## Your objective
Write the data out again, character for character, with no images.

## Data extract
-*-
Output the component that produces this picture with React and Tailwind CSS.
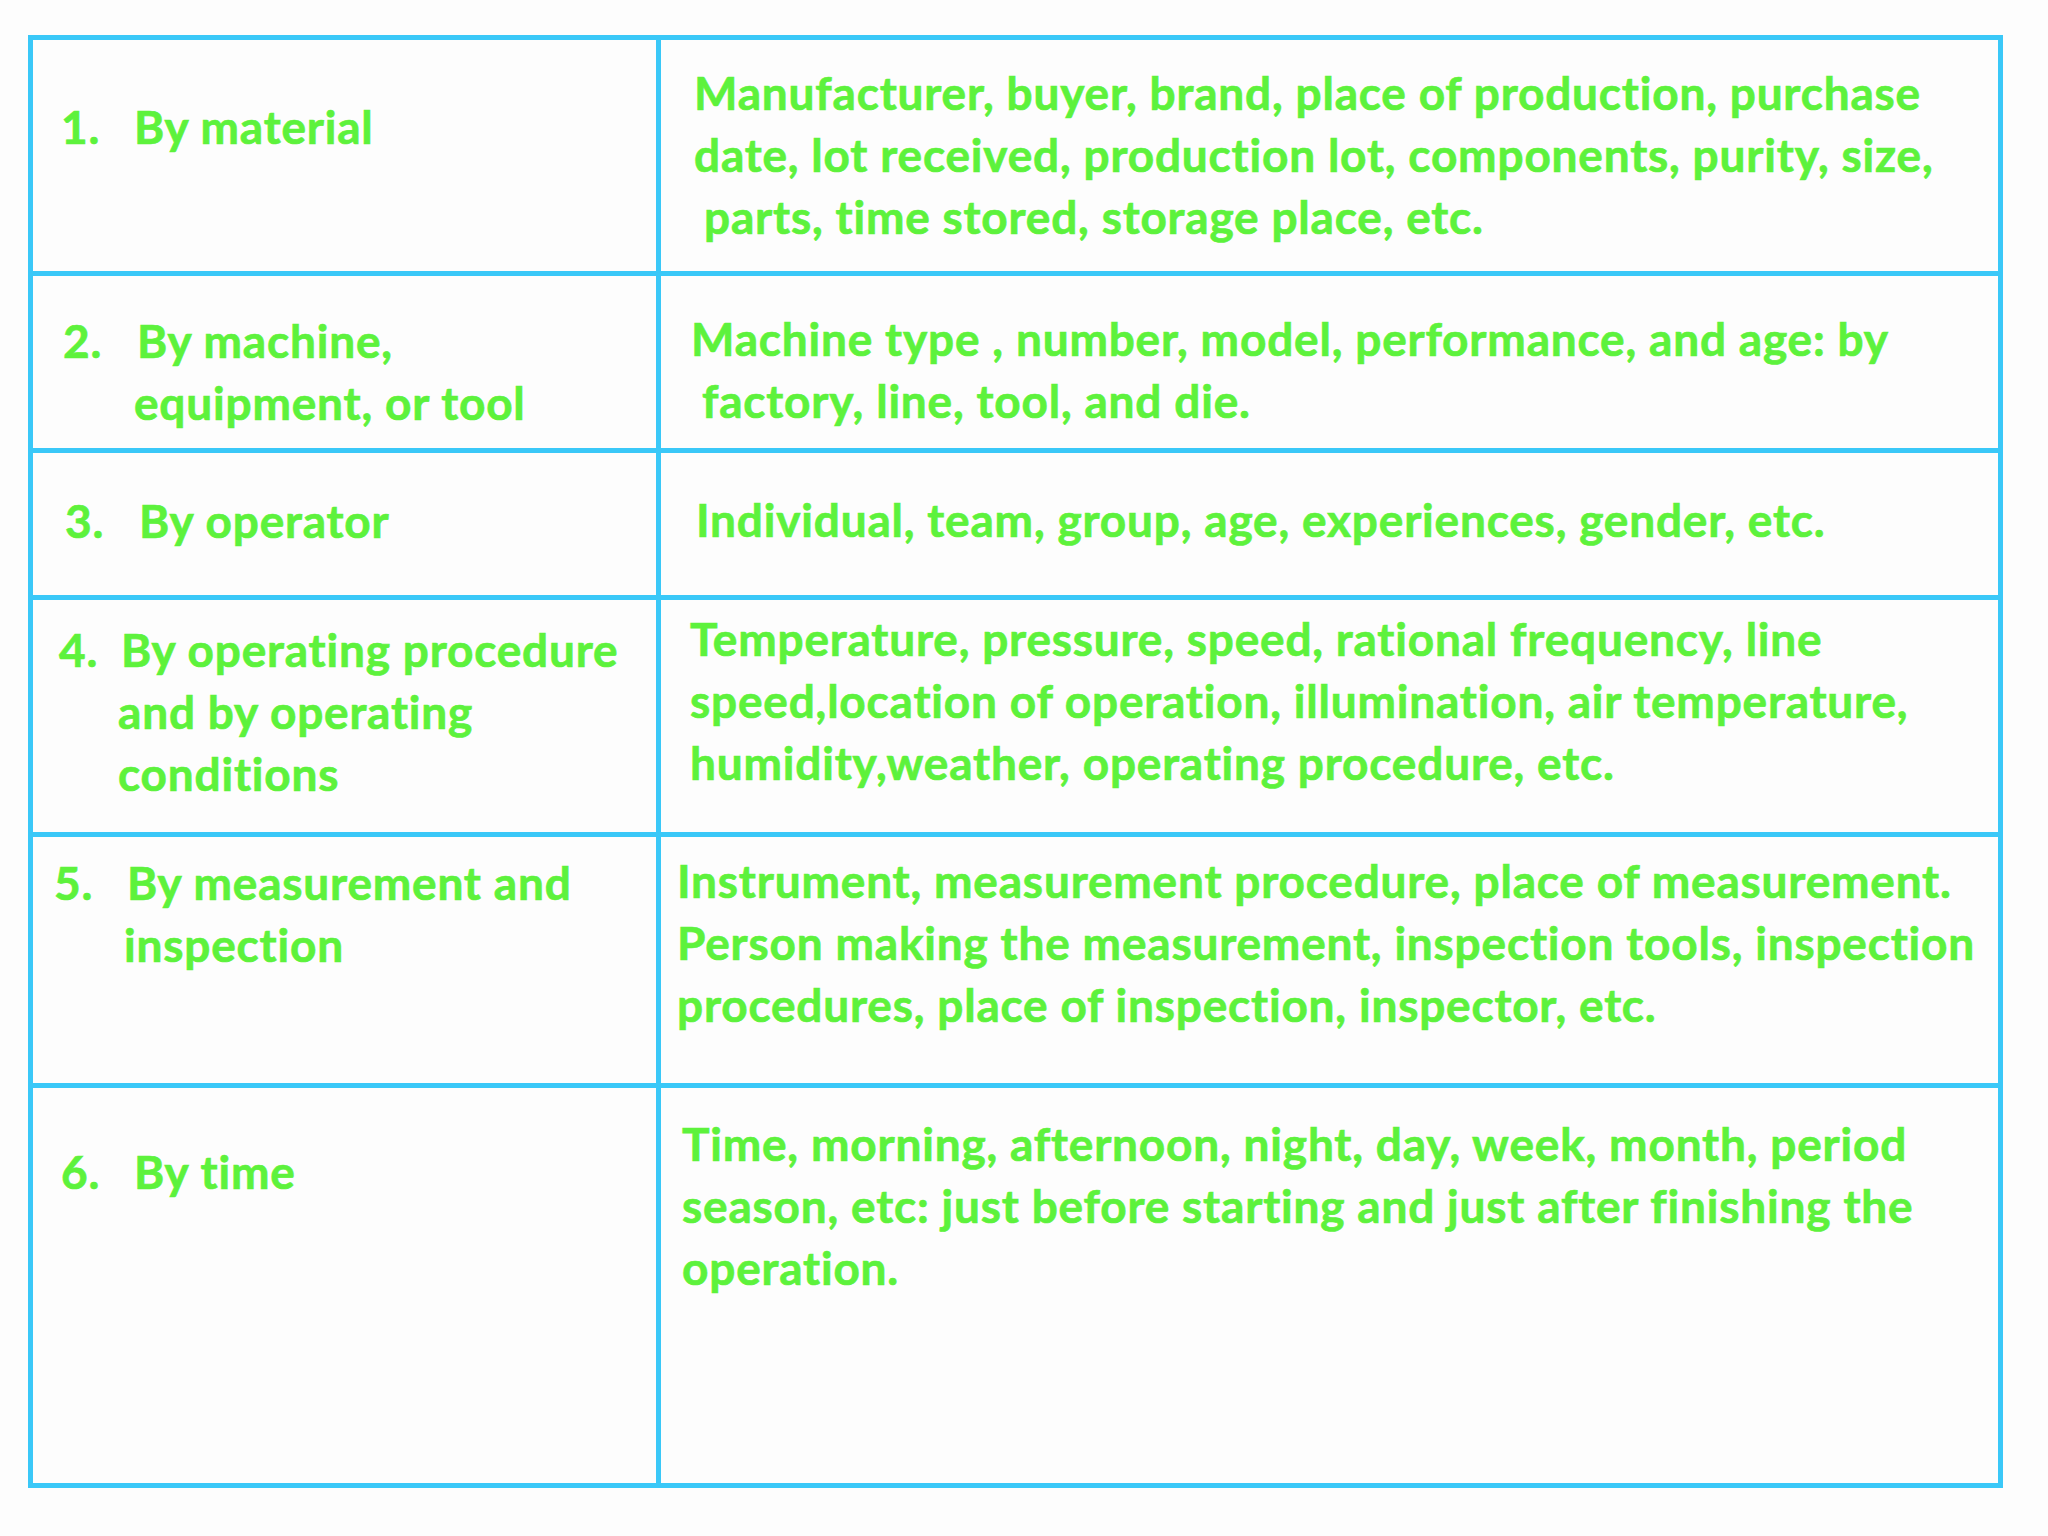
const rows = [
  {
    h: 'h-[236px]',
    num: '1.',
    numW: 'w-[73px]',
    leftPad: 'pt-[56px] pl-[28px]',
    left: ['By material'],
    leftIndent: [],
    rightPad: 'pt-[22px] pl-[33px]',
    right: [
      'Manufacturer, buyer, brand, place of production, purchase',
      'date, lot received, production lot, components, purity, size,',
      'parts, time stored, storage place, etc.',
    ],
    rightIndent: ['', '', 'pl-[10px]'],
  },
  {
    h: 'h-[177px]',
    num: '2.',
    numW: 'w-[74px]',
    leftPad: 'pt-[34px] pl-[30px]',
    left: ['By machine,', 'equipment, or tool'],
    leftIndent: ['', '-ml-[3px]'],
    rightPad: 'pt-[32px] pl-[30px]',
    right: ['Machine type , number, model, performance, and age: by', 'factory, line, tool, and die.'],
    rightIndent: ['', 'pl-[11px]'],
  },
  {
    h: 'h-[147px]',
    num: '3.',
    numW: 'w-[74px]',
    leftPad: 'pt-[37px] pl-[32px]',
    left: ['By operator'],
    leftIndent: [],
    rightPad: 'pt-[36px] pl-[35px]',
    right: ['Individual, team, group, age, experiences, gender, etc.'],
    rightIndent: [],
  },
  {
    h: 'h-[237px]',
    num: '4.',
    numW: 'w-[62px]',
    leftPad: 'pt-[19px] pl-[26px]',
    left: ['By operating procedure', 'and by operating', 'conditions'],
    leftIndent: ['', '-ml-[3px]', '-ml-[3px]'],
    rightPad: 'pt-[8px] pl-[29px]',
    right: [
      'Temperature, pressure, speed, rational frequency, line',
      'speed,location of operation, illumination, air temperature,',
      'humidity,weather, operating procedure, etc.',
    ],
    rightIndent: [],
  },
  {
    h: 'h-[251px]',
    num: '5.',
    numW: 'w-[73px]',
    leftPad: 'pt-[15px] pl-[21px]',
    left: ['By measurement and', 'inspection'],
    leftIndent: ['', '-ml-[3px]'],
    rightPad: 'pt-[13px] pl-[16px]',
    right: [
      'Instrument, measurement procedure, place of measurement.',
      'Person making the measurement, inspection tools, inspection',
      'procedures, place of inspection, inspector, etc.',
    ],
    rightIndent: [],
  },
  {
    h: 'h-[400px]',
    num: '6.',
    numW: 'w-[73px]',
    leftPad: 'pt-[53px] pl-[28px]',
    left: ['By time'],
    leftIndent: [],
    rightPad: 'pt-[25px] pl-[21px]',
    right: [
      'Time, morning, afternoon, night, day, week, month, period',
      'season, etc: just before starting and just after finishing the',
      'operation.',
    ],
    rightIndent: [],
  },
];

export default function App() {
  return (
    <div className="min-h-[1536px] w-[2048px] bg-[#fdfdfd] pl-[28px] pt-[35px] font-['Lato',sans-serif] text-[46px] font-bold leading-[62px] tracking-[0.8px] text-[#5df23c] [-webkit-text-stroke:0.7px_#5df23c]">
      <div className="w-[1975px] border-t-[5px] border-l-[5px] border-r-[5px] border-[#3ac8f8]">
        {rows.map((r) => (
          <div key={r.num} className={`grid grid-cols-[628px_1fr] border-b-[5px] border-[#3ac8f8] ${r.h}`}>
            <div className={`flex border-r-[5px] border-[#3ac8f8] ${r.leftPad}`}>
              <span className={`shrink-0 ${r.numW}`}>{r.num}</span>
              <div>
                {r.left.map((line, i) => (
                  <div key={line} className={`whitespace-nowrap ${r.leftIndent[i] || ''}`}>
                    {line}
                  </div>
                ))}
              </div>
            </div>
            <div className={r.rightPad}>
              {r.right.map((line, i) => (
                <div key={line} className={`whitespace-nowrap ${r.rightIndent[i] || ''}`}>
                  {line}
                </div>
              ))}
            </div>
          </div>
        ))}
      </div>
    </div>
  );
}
-*-
## Answer in full
Output the component that produces this picture with React and Tailwind CSS.
const rows = [
  {
    h: 'h-[236px]',
    num: '1.',
    numW: 'w-[73px]',
    leftPad: 'pt-[56px] pl-[28px]',
    left: ['By material'],
    leftIndent: [],
    rightPad: 'pt-[22px] pl-[33px]',
    right: [
      'Manufacturer, buyer, brand, place of production, purchase',
      'date, lot received, production lot, components, purity, size,',
      'parts, time stored, storage place, etc.',
    ],
    rightIndent: ['', '', 'pl-[10px]'],
  },
  {
    h: 'h-[177px]',
    num: '2.',
    numW: 'w-[74px]',
    leftPad: 'pt-[34px] pl-[30px]',
    left: ['By machine,', 'equipment, or tool'],
    leftIndent: ['', '-ml-[3px]'],
    rightPad: 'pt-[32px] pl-[30px]',
    right: ['Machine type , number, model, performance, and age: by', 'factory, line, tool, and die.'],
    rightIndent: ['', 'pl-[11px]'],
  },
  {
    h: 'h-[147px]',
    num: '3.',
    numW: 'w-[74px]',
    leftPad: 'pt-[37px] pl-[32px]',
    left: ['By operator'],
    leftIndent: [],
    rightPad: 'pt-[36px] pl-[35px]',
    right: ['Individual, team, group, age, experiences, gender, etc.'],
    rightIndent: [],
  },
  {
    h: 'h-[237px]',
    num: '4.',
    numW: 'w-[62px]',
    leftPad: 'pt-[19px] pl-[26px]',
    left: ['By operating procedure', 'and by operating', 'conditions'],
    leftIndent: ['', '-ml-[3px]', '-ml-[3px]'],
    rightPad: 'pt-[8px] pl-[29px]',
    right: [
      'Temperature, pressure, speed, rational frequency, line',
      'speed,location of operation, illumination, air temperature,',
      'humidity,weather, operating procedure, etc.',
    ],
    rightIndent: [],
  },
  {
    h: 'h-[251px]',
    num: '5.',
    numW: 'w-[73px]',
    leftPad: 'pt-[15px] pl-[21px]',
    left: ['By measurement and', 'inspection'],
    leftIndent: ['', '-ml-[3px]'],
    rightPad: 'pt-[13px] pl-[16px]',
    right: [
      'Instrument, measurement procedure, place of measurement.',
      'Person making the measurement, inspection tools, inspection',
      'procedures, place of inspection, inspector, etc.',
    ],
    rightIndent: [],
  },
  {
    h: 'h-[400px]',
    num: '6.',
    numW: 'w-[73px]',
    leftPad: 'pt-[53px] pl-[28px]',
    left: ['By time'],
    leftIndent: [],
    rightPad: 'pt-[25px] pl-[21px]',
    right: [
      'Time, morning, afternoon, night, day, week, month, period',
      'season, etc: just before starting and just after finishing the',
      'operation.',
    ],
    rightIndent: [],
  },
];

export default function App() {
  return (
    <div className="min-h-[1536px] w-[2048px] bg-[#fdfdfd] pl-[28px] pt-[35px] font-['Lato',sans-serif] text-[46px] font-bold leading-[62px] tracking-[0.8px] text-[#5df23c] [-webkit-text-stroke:0.7px_#5df23c]">
      <div className="w-[1975px] border-t-[5px] border-l-[5px] border-r-[5px] border-[#3ac8f8]">
        {rows.map((r) => (
          <div key={r.num} className={`grid grid-cols-[628px_1fr] border-b-[5px] border-[#3ac8f8] ${r.h}`}>
            <div className={`flex border-r-[5px] border-[#3ac8f8] ${r.leftPad}`}>
              <span className={`shrink-0 ${r.numW}`}>{r.num}</span>
              <div>
                {r.left.map((line, i) => (
                  <div key={line} className={`whitespace-nowrap ${r.leftIndent[i] || ''}`}>
                    {line}
                  </div>
                ))}
              </div>
            </div>
            <div className={r.rightPad}>
              {r.right.map((line, i) => (
                <div key={line} className={`whitespace-nowrap ${r.rightIndent[i] || ''}`}>
                  {line}
                </div>
              ))}
            </div>
          </div>
        ))}
      </div>
    </div>
  );
}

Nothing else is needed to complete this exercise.